Una digital strategy è quindi un piano editoriale ben preciso che evita di pubblicare testi/foto/video a caso, che singolarmente non sono in grado di catalizzare l’attenzione su se stessi per più tempo di un battito di ciglia. Serve un racconto, costante, continuo, progressivo, non escludente (attenzione!) e non contraddittorio (non per il proprio pubblico, almeno).

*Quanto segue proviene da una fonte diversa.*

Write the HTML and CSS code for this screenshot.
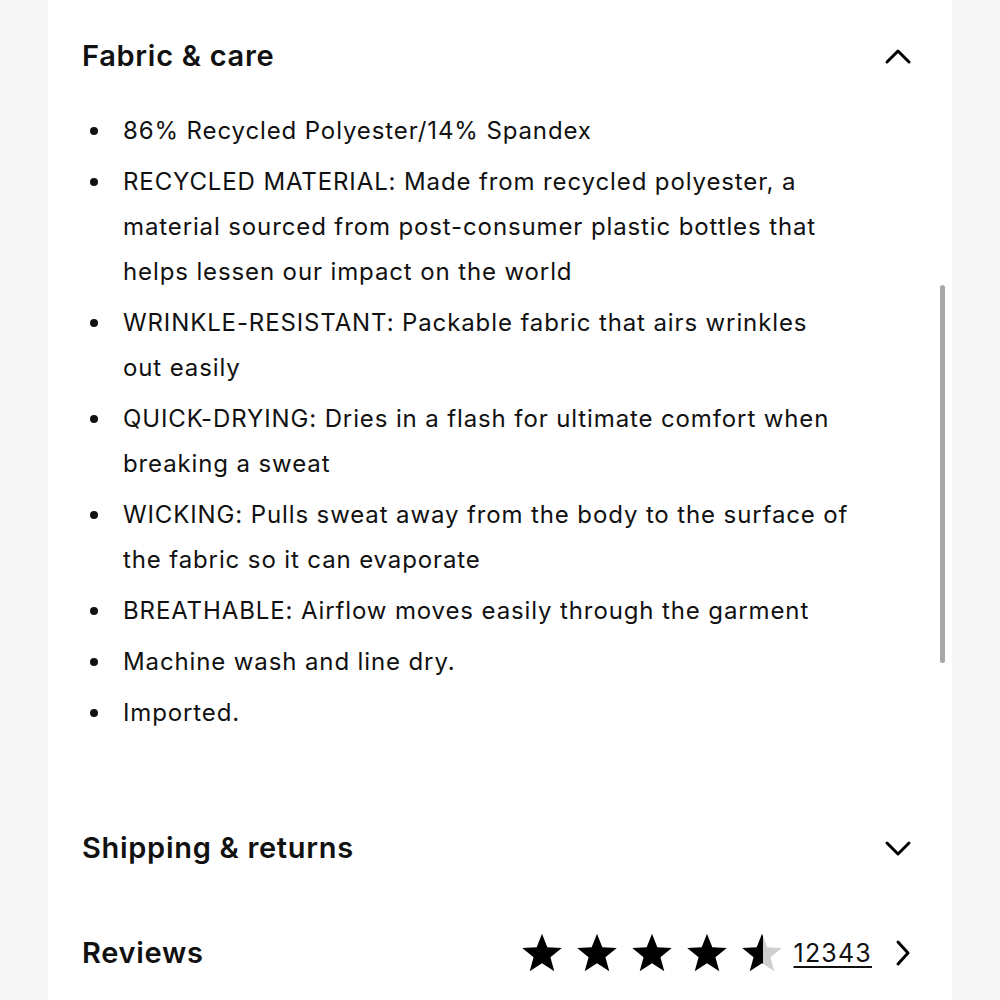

In quest’ottica si capisce perché ha poco senso concentrarsi troppo (prima di aver definito la strategia) sulle proprietà del singolo mezzo utilizzato. Che sia Youtube, Facebook, Instagram, Twitter, Pinterest, LinkedIn, Medium (ecc.), il primo punto di ogni digital strategy sta sul aspetti più alti. I contenuti, il tono di voce, la capacità produttiva, ma soprattutto gli obiettivi di business e gli obiettivi di marketing che dovrebbero stare a monte di tutto ciò.
La digital strategy come una Soap Opera?
Non esageriamo. Però c’è un punto di verità. Le Soap Opera sono costruite secondo un meccanismo non-escludente e non-esclusivo.
In pratica si può anche non conoscere niente di quella storia, può avere anche diecimila puntate trascorse, ma nel giro di pochi minuti devono catalizzare l’attenzione e rendere comprensibile il punto della narrazione.
Ecco, il punto di equilibrio di una digital strategy sta tutto lì.